When it comes to infrastructure, the report asserts that South Africa has higher electricity access and consumption, connectivity rates and larger retail footprint – and this combines to develop a more mature financial services industry, according to the research.
In terms of infrastructure, Mather says South Africa has an extremely mature financial services sector and, based on the use of technology and products offered, it rivals many developed countries (for example South Africa migrated to EMV compliant chip and pin cards many years ago, while the US is only now beginning this process).
"The main problem that can be seen across Sub-Saharan Africa and even in South Africa, is the divide between rural and urban access. This means that people living in urban centres may have complete access to a full suite of retail financial services, to the point where a city like Lagos might be oversaturated with bank branches or ATMs, but as soon as you move outside the city access drops off dramatically. This is due to several factors, including lack of basic infrastructure, which makes it hard to build functioning branches, and the low income and low education levels of the people living in the rural areas, which makes them less appealing as customers. They are also more widely dispersed which means you would be servicing fewer customers per branch," says Mather.
Financial inclusion vs full retail banking
Mather says mobile money is an important factor as far as financial inclusion is concerned, and believes the barrier to entry for mobile money is very low.
"It has therefore provided people who would have previously only ever transacted with cash a way to store and transfer their money electronically.

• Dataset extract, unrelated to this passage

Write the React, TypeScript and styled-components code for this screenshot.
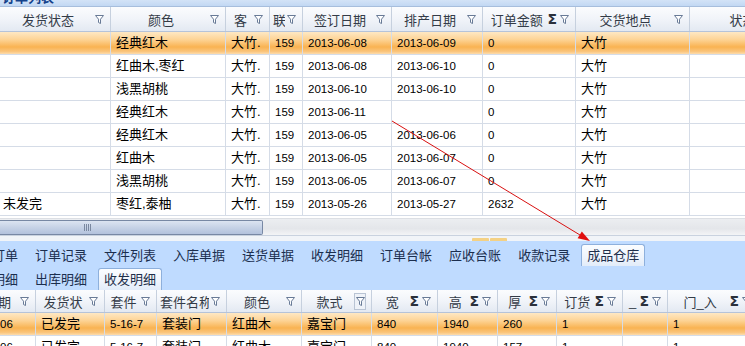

The majority of mobile money transactions however, are still simple cash-in cash-out processes, basically making it a safer and more efficient way to move cash around. Full retail financial services on the other hand are a bit more complex. In order to open an account one must go through a registered official of the bank (as opposed to a mobile money agent, who can work on behalf of different providers), and you must be able to provide proof of identity. Once this is done however the range of products and services is much more diverse," she says.
As mobile money offerings become more complex, new regulations and legislation will be required to redefine financial services and the requirements for offering them, Mather adds.
The lack of basic infrastructure will impact Africa's ecommerce progress. "It is important to note that like with many things in Africa, ecommerce may be growing at a high rate, but this growth comes from a very small base (the number of broadband subscribers in Sub-Saharan Africa basically rounds to 0, while just 20% of people have some access to the internet – most probably through smartphones.) so while there is potential, it must be looked at with a long term view in mind," she continues.
According to the researchers the challenge is for the retail financial services industry to come up with solutions that will work in Africa. While banks may have world-class technology, they need to consider what is feasible and provide unique solutions that are able to deal with Africa's unique environment.